Exercise directions:
Lines containing the word "components" are to be located and copied.

§

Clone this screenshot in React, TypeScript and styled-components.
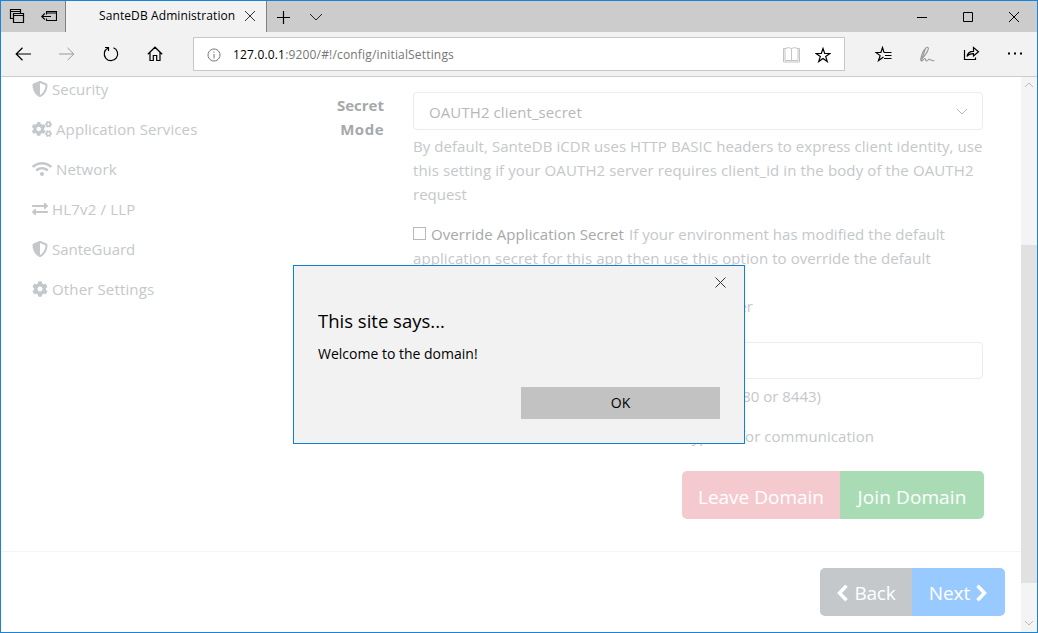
import React from 'react';
import styled, { createGlobalStyle } from 'styled-components';
import { FaShieldAlt, FaCogs, FaWifi, FaExchangeAlt, FaCog } from 'react-icons/fa';

const GlobalStyle = createGlobalStyle`
  * { box-sizing: border-box; }
  body { margin: 0; background: #fff; }
  svg { display: block; flex: none; }
`;

const Window = styled.div`
  position: relative;
  width: 1038px;
  height: 633px;
  border: 1px solid #1883d7;
  background: #fff;
  font-family: 'Open Sans', 'Noto Sans', sans-serif;
  font-size: 15px;
  line-height: 24px;
  color: #c4c8cb;
  display: flex;
  flex-direction: column;
  overflow: hidden;
`;

const Text = styled.span<{ $track?: number }>`
  letter-spacing: ${p => p.$track ?? 0}px;
  white-space: nowrap;
`;

const TabBar = styled.div`
  height: 31px;
  flex: none;
  background: #ccc;
  display: flex;
  color: #000;
`;

const TabTools = styled.div`
  width: 65px;
  border-right: 1px solid #808080;
  display: flex;
  align-items: center;
  padding-left: 8px;
  gap: 16px;
`;

const Tab = styled.div`
  width: 201px;
  background: #f2f2f2;
  border-right: 1px solid #808080;
  display: flex;
  align-items: center;
  padding: 0 10px 1px 33px;
  justify-content: space-between;
  font-size: 12px;
`;

const TabTitle = styled(Text)`
  width: 136px;
  overflow: hidden;
`;

const TabActions = styled.div`
  display: flex;
  align-items: center;
  gap: 19px;
  padding-left: 9px;
  flex: 1;
`;

const Caption = styled.div`
  display: flex;
  align-items: center;
  gap: 36px;
  padding-right: 18px;
`;

const Toolbar = styled.div`
  height: 45px;
  flex: none;
  background: #f2f2f2;
  border-bottom: 1px solid #ccc;
  display: flex;
  align-items: center;
  color: #000;
`;

const NavButtons = styled.div`
  width: 192px;
  display: flex;
  align-items: center;
  gap: 28px;
  padding-left: 14px;
`;

const AddressBar = styled.div`
  width: 652px;
  height: 34px;
  border: 1px solid #c8c8c8;
  background: #fff;
  display: flex;
  align-items: center;
  padding: 1px 13px 0 13px;
  font-size: 12px;
  color: #767676;
`;

const Address = styled(Text)`
  flex: 1;
  padding-left: 12px;
  b { font-weight: 400; color: #000; }
`;

const AddressIcons = styled.div`
  display: flex;
  gap: 15px;
`;

const ToolIcons = styled.div`
  display: flex;
  gap: 27px;
  padding-left: 30px;
`;

const Viewport = styled.div`
  flex: 1;
  min-height: 0;
  display: flex;
`;

const Page = styled.div`
  width: 1020px;
  display: flex;
  flex-direction: column;
`;

const Columns = styled.div`
  height: 475px;
  border-bottom: 1px solid #f3f4f4;
  display: flex;
  overflow: hidden;
`;

const Menu = styled.nav`
  width: 288px;
  padding-left: 31px;
  margin-top: -8px;
`;

const MenuItem = styled.div`
  height: 40px;
  display: flex;
  align-items: center;
  gap: 4px;
`;

const Label = styled.div`
  width: 95px;
  padding-top: 16px;
  text-align: right;
  font-weight: 700;
  color: #a6a8aa;
  display: flex;
  flex-direction: column;
`;

const Field = styled.div`
  width: 571px;
  margin-left: 29px;
  padding-top: 15px;
  display: flex;
  flex-direction: column;
`;

const Select = styled.div`
  width: 570px;
  height: 38px;
  border: 1px solid #ebeced;
  border-radius: 4px;
  display: flex;
  align-items: center;
  justify-content: space-between;
  padding: 2px 14px 0 15px;
  color: #b5b8bb;
`;

const Help = styled.div<{ $top?: number; $width?: number }>`
  margin-top: ${p => p.$top ?? 0}px;
  width: ${p => (p.$width ? p.$width + 'px' : 'auto')};
  text-align: ${p => (p.$width ? 'right' : 'left')};
  display: flex;
  flex-direction: column;
  white-space: nowrap;
`;

const CheckLine = styled.div`
  display: flex;
  align-items: center;
`;

const Checkbox = styled.span`
  width: 13px;
  height: 13px;
  border: 1px solid #b9b9b9;
  margin: -2px 5px 0 0;
`;

const CheckLabel = styled(Text)`
  color: #a6a8aa;
  margin-right: 5px;
`;

const Input = styled.div`
  width: 570px;
  height: 37px;
  flex: none;
  margin-top: 24px;
  border: 1px solid #ebeced;
  border-radius: 4px;
`;

const ButtonGroup = styled.div`
  display: flex;
  align-self: flex-end;
  border-radius: 5px;
  overflow: hidden;
`;

const Button = styled.div<{ $bg: string; $width: number; $drop?: number }>`
  width: ${p => p.$width}px;
  height: 48px;
  background: ${p => p.$bg};
  color: #fff;
  font-size: 19px;
  padding-top: ${p => p.$drop ?? 3}px;
  display: flex;
  align-items: center;
  justify-content: center;
  gap: 5px;
`;

const FormActions = styled(ButtonGroup)`
  margin-top: 23px;
`;

const Footer = styled.div`
  display: flex;
  justify-content: flex-end;
  padding: 16px 16px 0 0;
`;

const ScrollBar = styled.div`
  width: 16px;
  background: #f4f4f4;
  display: flex;
  flex-direction: column;
  align-items: center;
  justify-content: space-between;
  padding: 5px 0 6px;
`;

const ScrollTrack = styled.div`
  width: 16px;
  height: 338px;
  margin-top: 120px;
  background: #e1e1e1;
`;

const Dialog = styled.div`
  position: absolute;
  left: 292px;
  top: 264px;
  width: 452px;
  height: 179px;
  border: 1px solid #0f7fd9;
  background: #f2f2f2;
  color: #000;
  display: flex;
  flex-direction: column;
  padding: 11px 24px 24.5px;
`;

const DialogClose = styled.div`
  align-self: flex-end;
  margin-right: -6px;
`;

const DialogTitle = styled.div`
  font-size: 18.5px;
  margin-top: 21px;
`;

const DialogBody = styled.div`
  font-size: 14px;
  margin-top: 9px;
`;

const OkButton = styled.div`
  width: 199px;
  height: 32px;
  margin-top: auto;
  align-self: flex-end;
  background: #c2c2c2;
  font-size: 14px;
  padding-top: 1px;
  display: flex;
  align-items: center;
  justify-content: center;
`;

type IconProps = { w: number; h: number; d: string; color?: string; sw?: number };
const Line = ({ w, h, d, color = '#000', sw = 1 }: IconProps) => (
  <svg width={w} height={h} viewBox={`0 0 ${w} ${h}`} fill="none" stroke={color} strokeWidth={sw}>
    <path d={d} />
  </svg>
);

const menu = [
  { icon: <FaShieldAlt size={16} />, text: 'Security', track: 0.06 },
  { icon: <FaCogs size={20} />, text: 'Application Services', track: 0.12 },
  { icon: <FaWifi size={20} />, text: 'Network', track: 0.15 },
  { icon: <FaExchangeAlt size={16} />, text: 'HL7v2 / LLP', track: 0.18 },
  { icon: <FaShieldAlt size={16} />, text: 'SanteGuard', track: 0 },
  { icon: <FaCog size={16} />, text: 'Other Settings', track: 0.14 },
];

export default function App() {
  return (
    <>
      <GlobalStyle />
      <Window>
        <TabBar>
          <TabTools>
            <Line w={16} h={15} sw={1.2} d="M4.500 4.500h10v9h-10zM4.500 6.500h10M4.500 9.500h-3v-9h10v4M1.500 2.500h10" />
            <Line w={16} h={13} sw={1.1} d="M5.500 4.500v-3h10v9h-10V8.500M5.500 3h10M1 6.500h9M3.800 3.500L.8 6.500l3 3" />
          </TabTools>
          <Tab>
            <TabTitle $track={0.1}>SanteDB Administration</TabTitle>
            <Line w={12} h={12} d="M1 1l10 10M11 1L1 11" color="#333" />
          </Tab>
          <TabActions>
            <Line w={14} h={14} d="M7.500 1v13M1 7.500h13" sw={1.2} />
            <Line w={14} h={8} d="M1 1l6 6 6-6" color="#222" />
          </TabActions>
          <Caption>
            <Line w={10} h={10} d="M0 5.500h10" />
            <Line w={10} h={10} d="M.5.5h9v9h-9z" />
            <Line w={10} h={10} d="M0 0l10 10M10 0L0 10" />
          </Caption>
        </TabBar>
        <Toolbar>
          <NavButtons>
            <Line w={16} h={14} d="M1 7h15M7.500.8L1.200 7l6.300 6.200" sw={1.2} />
            <Line w={16} h={14} d="M0 7h15M8.500.8L14.800 7l-6.300 6.200" color="#999" />
            <Line w={16} h={16} d="M10.500 1.800A6.700 6.700 0 1 1 5 2M2 1.500h3.500V5" sw={1.2} />
            <Line w={16} h={16} d="M.8 8.200L8 1.200l7.200 7M3 6.500V14.500h3.300V9.500h3.400v5H13v-8" sw={1.2} />
          </NavButtons>
          <AddressBar>
            <Line w={14} h={14} d="M7 1a6 6 0 1 0 .01 0zM7 6v4.500M7 3.500v1.200" color="#777" />
            <Address $track={0.17}><b>127.0.0.1</b>:9200/#!/config/initialSettings</Address>
            <AddressIcons>
              <Line w={17} h={16} d="M.5 1.500H2V13.500h13V1.500h1.500v13.500H.5zM2 1.500Q6-.3 8.500 1.500 11-.3 15 1.500M8.500 1.500v12.500" color="#c4c4c4" />
              <Line w={16} h={16} d="M8 1.500l1.700 5h5.200l-4.200 3.100 1.600 5L8 11.500l-4.300 3.100 1.600-5L1.100 6.500h5.200z" sw={1.2} />
            </AddressIcons>
          </AddressBar>
          <ToolIcons>
            <Line w={17} h={16} d="M9 6.500H16.500M10 9.500h6.500M9 12.500h7.500M9 6.500L7.500 1.500l-1.600 5H1l4.100 3.100-1.600 5L8.500 11" sw={1.2} />
            <Line w={17} h={16} d="M2 15.200L6.500 2.500C7.200.8 9.800.8 9.300 3 8.500 6 5.500 10 3 12.500M2 15.200C1.200 12.500 3 6 6.500 2.500M2 15.200c1.800 0 2.800-2.700 4-2.700 1.200 0 0 2.500 1.500 2.500s1.800-2.200 3.200-1.800c1.200.3 1.500 2.300 4.800 1.300" color="#999" sw={1.1} />
            <Line w={17} h={16} d="M1.500 4v9.500h11V11.500M4 10.500c.5-3.800 2.700-5.200 6.500-5.200V1.500l5 4.300-5 4.200V7.700C7.500 7.700 5.500 8.200 4 10.500z" sw={1.2} />
            <Line w={16} h={16} d="M1 7.500h2M7 7.500h2M13 7.500h2" sw={2} />
          </ToolIcons>
        </Toolbar>
        <Viewport>
          <Page>
            <Columns>
              <Menu>
                {menu.map(m => (
                  <MenuItem key={m.text}>{m.icon}<Text $track={m.track}>{m.text}</Text></MenuItem>
                ))}
              </Menu>
              <Label><Text>Secret</Text><Text $track={0.5}>Mode</Text></Label>
              <Field>
                <Select>
                  <Text $track={0.1}>OAUTH2 client_secret</Text>
                  <Line w={12} h={8} d="M1 1l5 5 5-5" color="#b5b5b5" />
                </Select>
                <Help $top={4}>
                  <Text $track={0.06}>By default, SanteDB iCDR uses HTTP BASIC headers to express client identity, use</Text>
                  <Text $track={0.115}>this setting if your OAUTH2 server requires client_id in the body of the OAUTH2</Text>
                  <Text>request</Text>
                </Help>
                <Help $top={16}>
                  <CheckLine>
                    <Checkbox />
                    <CheckLabel $track={0.07}>Override Application Secret</CheckLabel>
                    <Text $track={0.05}>If your environment has modified the default</Text>
                  </CheckLine>
                  <Text $track={0.075}>application secret for this app then use this option to override the default</Text>
                </Help>
                <Help $top={24} $width={340}>
                  <Text>server</Text>
                </Help>
                <Input />
                <Help $top={5} $width={408}>
                  <Text>8080 or 8443)</Text>
                </Help>
                <Help $top={16} $width={461}>
                  <Text $track={0.05}>encryption for communication</Text>
                </Help>
                <FormActions>
                  <Button $bg="#f5cacf" $width={158}><Text>Leave Domain</Text></Button>
                  <Button $bg="#a9dcb5" $width={144}><Text $track={0.1}>Join Domain</Text></Button>
                </FormActions>
              </Field>
            </Columns>
            <Footer>
              <ButtonGroup>
                <Button $bg="#c4c8cb" $width={92} $drop={1}>
                  <Line w={13} h={18} d="M10.500 1.800L3.500 9l7 7.200" color="#fff" sw={3.4} />
                  <Text $track={-0.2}>Back</Text>
                </Button>
                <Button $bg="#99caff" $width={93} $drop={1}>
                  <Text>Next</Text>
                  <Line w={13} h={18} d="M2.500 1.800l7 7.200-7 7.200" color="#fff" sw={3.4} />
                </Button>
              </ButtonGroup>
            </Footer>
          </Page>
          <ScrollBar>
            <Line w={10} h={6} d="M1 5l4-4 4 4" color="#bbb" />
            <ScrollTrack />
            <Line w={10} h={6} d="M1 1l4 4 4-4" color="#bbb" />
          </ScrollBar>
        </Viewport>
        <Dialog>
          <DialogClose><Line w={11} h={11} d="M.5.5l10 10M10.500.5l-10 10" color="#333" /></DialogClose>
          <DialogTitle><Text>This site says...</Text></DialogTitle>
          <DialogBody><Text>Welcome to the domain!</Text></DialogBody>
          <OkButton><Text>OK</Text></OkButton>
        </Dialog>
      </Window>
    </>
  );
}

§

Reply to the exercise:
Clone this screenshot in React, TypeScript and styled-components.
import styled, { createGlobalStyle } from 'styled-components';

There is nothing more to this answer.